Hong Kong’s deal with Disney is more than a bet on the popularity of Mickey Mouse. It’s a bet on China. After a year of tense negotiations, Hong Kong agreed to contribute $3.8 billion of the $4 billion price for the park’s infrastructure and land. That was good news for Disney, which announced last week that its two-year slump continued with a dismal last quarter. And if critics in Hong Kong wondered how the government of Chief Executive Tung Chee-hwa got stuck with the bill, the calculation was simple. Hong Kong has been attracting fewer and fewer tourists since the Asian financial crisis struck in 1997, but the number of visitors from the mainland is rising. Disney could turn that stream into a flood.

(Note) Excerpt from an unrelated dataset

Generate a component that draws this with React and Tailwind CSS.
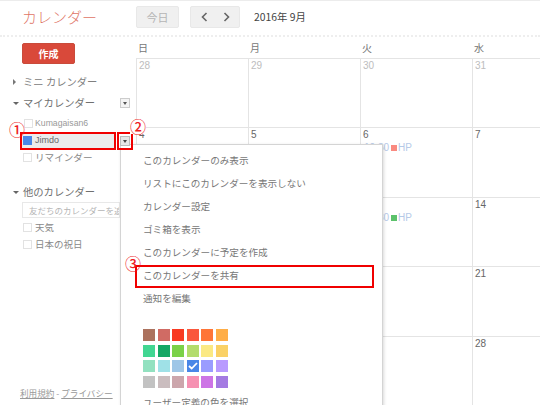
function Cell({ n, dim, children }) {
  return (
    <div className={`border-t border-l border-[#e4e4e4] pl-[2px] text-[10px] leading-[14px] font-['Liberation_Sans',sans-serif] ${dim ? "text-[#bdbdbd]" : "text-[#666]"}`}>
      {n}
      {children}
    </div>
  );
}

function Event({ color, time }) {
  return (
    <div className="flex items-center text-[10px] leading-[12px] text-[#b5c9e8] pl-[1px]">
      <span className="w-[27px]">{time}</span>
      <span className={`w-[6px] h-[6px] mr-[1px] ${color}`} />
      <span>HP</span>
    </div>
  );
}

function Box() {
  return <span className="w-[9px] h-[9px] border border-[#e2e2e2] shrink-0" />;
}

function Num({ n, className }) {
  return (
    <span className={`absolute text-[#ee1c25] text-[16px] leading-[15px] font-medium font-['Noto_Sans_CJK_JP',sans-serif] ${className}`}>{n}</span>
  );
}

const swatches = [
  ["bg-[#ac725e]", "bg-[#d06b64]", "bg-[#f83a22]", "bg-[#fa573c]", "bg-[#ff7537]", "bg-[#ffad46]"],
  ["bg-[#42d692]", "bg-[#16a765]", "bg-[#7bd148]", "bg-[#b3dc6c]", "bg-[#fbe983]", "bg-[#fad165]"],
  ["bg-[#92e1c0]", "bg-[#9fe1e7]", "bg-[#9fc6e7]", "bg-[#4986e7]", "bg-[#9a9cff]", "bg-[#b99aff]"],
  ["bg-[#c2c2c2]", "bg-[#cabdbf]", "bg-[#cca6ac]", "bg-[#f691b2]", "bg-[#cd74e6]", "bg-[#a47ae2]"],
];

const menu = ["このカレンダーのみ表示", "リストにこのカレンダーを表示しない", "カレンダー設定", "ゴミ箱を表示", "このカレンダーに予定を作成", "このカレンダーを共有", "通知を編集"];

export default function App() {
  return (
    <div className="relative w-[540px] h-[405px] overflow-hidden bg-white font-['Noto_Sans_CJK_JP','Liberation_Sans',sans-serif] text-[#777]">
      {/* header */}
      <div className="flex items-center h-[37px] border-t border-t-[#ececec] border-b-2 border-b-[#eeeeee] [border-bottom-style:dotted]">
        <div className="w-[136px] pl-[22px] text-[#e07566] text-[15px] font-light leading-[20px] -mt-[2px]">カレンダー</div>
        <div className="w-[43px] h-[22px] bg-[#f0f0f0] border border-[#e8e8e8] rounded-[2px] text-[#b5b5b5] text-[11px] flex items-center justify-center -mt-[2px]">今日</div>
        <div className="w-[50px] h-[22px] ml-[11px] bg-[#f0f0f0] border border-[#e8e8e8] rounded-[2px] flex items-center justify-center gap-[15px] -mt-[2px]">
          <svg width="7" height="10" viewBox="0 0 7 10" fill="none" stroke="#666" strokeWidth="1.6"><path d="M5.5 1 1.5 5l4 4" /></svg>
          <svg width="7" height="10" viewBox="0 0 7 10" fill="none" stroke="#666" strokeWidth="1.6"><path d="M1.5 1l4 4-4 4" /></svg>
        </div>
        <div className="ml-[14px] text-[10.4px] text-[#444] -mt-[2px]">2016年 9月</div>
      </div>

      <div className="flex h-[368px]">
        {/* sidebar */}
        <div className="relative w-[136px] shrink-0 text-[10.3px] leading-[16px]">
          <div className="ml-[22px] mt-[6px] w-[53px] h-[21px] bg-[#d9493a] border border-[#c94b3b] rounded-[2px] text-white text-[10px] font-bold flex items-center justify-center">作成</div>
          <div className="flex items-center mt-[10px] ml-[13px] text-[#808080]">
            <span className="w-0 h-0 border-y-[3px] border-y-transparent border-l-[3px] border-l-[#777] mr-[7px]" />ミニ カレンダー
          </div>
          <div className="flex items-center mt-[5px] ml-[13px] w-[117px] text-[#707070]">
            <span className="w-0 h-0 border-x-[3px] border-x-transparent border-t-[3px] border-t-[#666] mr-[4px]" />マイカレンダー
            <span className="ml-auto w-[10px] h-[10px] border border-[#ccc] bg-[#f4f4f4] flex items-center justify-center">
              <span className="w-0 h-0 border-x-[2.5px] border-x-transparent border-t-[3px] border-t-[#555]" />
            </span>
          </div>
          <div className="flex items-center gap-[2px] mt-[4px] ml-[24px] text-[8.7px] text-[#999] h-[16px] font-['Liberation_Sans',sans-serif]"><Box />Kumagaisan6</div>
          <div className="flex items-center gap-[3px] mt-[1px] ml-[21px] pl-[2px] w-[93px] h-[16px] bg-[#ececec] text-[9px] text-[#666] font-['Liberation_Sans',sans-serif]">
            <span className="w-[9px] h-[9px] bg-[#4986e7] shrink-0" />Jimdo
          </div>
          <div className="flex items-center gap-[3px] mt-[1px] ml-[23px] text-[9.6px] text-[#888] h-[16px]"><Box />リマインダー</div>
          <div className="flex items-center mt-[19px] ml-[13px] text-[#707070]">
            <span className="w-0 h-0 border-x-[3px] border-x-transparent border-t-[3px] border-t-[#666] mr-[4px]" />他のカレンダー
          </div>
          <div className="ml-[22px] mt-[2px] w-[98px] h-[16px] border border-[#e8e8e8] overflow-hidden whitespace-nowrap pl-[6px] text-[8.5px] leading-[14px] text-[#b5b5b5]">友だちのカレンダーを追加</div>
          <div className="flex items-center gap-[3px] mt-[1px] ml-[23px] text-[9.5px] text-[#888] h-[16px]"><Box />天気</div>
          <div className="flex items-center gap-[3px] mt-[1px] ml-[23px] text-[9.5px] text-[#888] h-[16px]"><Box />日本の祝日</div>
          <div className="absolute left-[20px] top-[350px] text-[8.6px] leading-[12px] text-[#999] whitespace-nowrap">
            <span className="underline">利用規約</span> - <span className="underline">プライバシー</span>
          </div>
        </div>

        {/* calendar */}
        <div className="flex-1 min-w-0 flex flex-col">
          <div className="grid grid-cols-[112px_112px_112px_68px] h-[21px] text-[10px] leading-[14px] text-[#777] pl-[2px] pt-[4px]">
            <span>日</span><span>月</span><span>火</span><span>水</span>
          </div>
          <div className="grid grid-cols-[112px_112px_112px_68px] grid-rows-[69.5px_69.5px_69.5px_69.5px_69.5px]">
            <Cell n="28" dim /><Cell n="29" dim /><Cell n="30" dim /><Cell n="31" dim />
            <Cell n="4" /><Cell n="5" /><Cell n="6"><Event color="bg-[#fa8a80]" time="10:30" /></Cell><Cell n="7" />
            <Cell n="11" /><Cell n="12" /><Cell n="13"><Event color="bg-[#5cc26b]" time="10:30" /></Cell><Cell n="14" />
            <Cell n="18" /><Cell n="19" /><Cell n="20" /><Cell n="21" />
            <Cell n="25" /><Cell n="26" /><Cell n="27" /><Cell n="28" />
          </div>
        </div>
      </div>

      {/* popup menu */}
      <div className="absolute left-[120px] top-[144px] w-[263px] h-[280px] bg-white border border-[#d4d4d4] shadow-[1px_1px_3px_rgba(0,0,0,0.15)] pt-[6px] text-[9.6px] text-[#777]">
        {menu.map((m) => (
          <div key={m} className="h-[23px] leading-[19px] pl-[22px] whitespace-nowrap">{m}</div>
        ))}
        <div className="mt-[17px] ml-[22px] grid grid-cols-[repeat(6,12px)] gap-x-[2.5px] gap-y-[3.7px]">
          {swatches.flat().map((c) => (
            <span key={c} className={`w-[12px] h-[12px] flex items-center justify-center ${c}`}>
              {c === "bg-[#4986e7]" && (
                <svg width="10" height="8" viewBox="0 0 10 8" fill="none" stroke="#fff" strokeWidth="1.8"><path d="M1 4l2.7 2.5L9 1" /></svg>
              )}
            </span>
          ))}
        </div>
        <div className="mt-[7px] pl-[22px] leading-[14px]">ユーザー定義の色を選択</div>
      </div>

      {/* annotations */}
      <div className="absolute left-[20px] top-[132px] w-[96px] h-[18px] border-2 border-[#f00000]" />
      <div className="absolute left-[117px] top-[132px] w-[16px] h-[18px] border-2 border-[#f00000] flex items-center justify-center">
        <span className="w-[10px] h-[10px] border border-[#bbb] bg-[#e6e6e6] flex items-center justify-center">
          <span className="w-0 h-0 border-x-[2.5px] border-x-transparent border-t-[3px] border-t-[#444]" />
        </span>
      </div>
      <div className="absolute left-[135px] top-[265px] w-[239px] h-[23px] border-2 border-[#f00000]" />
      <Num n="①" className="left-[9px] top-[122px]" />
      <Num n="②" className="left-[130px] top-[119px] bg-white w-[16px] h-[15px]" />
      <Num n="③" className="left-[125px] top-[256px]" />
    </div>
  );
}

That, anyway, is the plan. To make sure it works, Hong Kong will offer special Disney privileges to fellow Chinese. The Tung Chee-hwa government is reportedly considering a waiver on the visa requirements for Chinese tourists visiting for less than a week. Smaller, affordable hotels aimed at Chinese travelers will fill up an area almost as large as the park. And to lure tourists from the Disney island into the center of the city, Hong Kong is planning an array of new attractions, including a fisherman’s wharf. “We will do whatever we can to facilitate an increase in the number of mainland visitors,” says Acting Financial Secretary Raphael Hui.

The catch: Hong Kong people may be less welcoming. Many view mainlanders as uncultured, and top hotels have traditionally frowned on mainland guests. At the Panda Exhibit in Ocean Park, a popular amusement park, a guide holding a sign demanding quiet says it’s mostly mainlanders who break the rule. “They don’t give a damn” about the pandas, he says. And most locals supported the government efforts to halt the immigration of more than 1 million mainland children of Hong Kong parents. “People want their money,” says a Disney official, off the record. “They just don’t want them to live here.”

They can’t have it both ways. By 2015 Hong Kong expects its Disneyland to attract up to 5 million mainland tourists, a number only slightly smaller than the local population of 6.7 million. People in Hong Kong will have to ask themselves, “Can I live with this, can I take the same bus with them, can I go to the same restaurant with them?” says Michael Hui, a Chinese University business professor. “Having Disneyland in Hong Kong will be a good incentive for people here to face the reality that they are part of China.” It’s hello Mickey, hello China.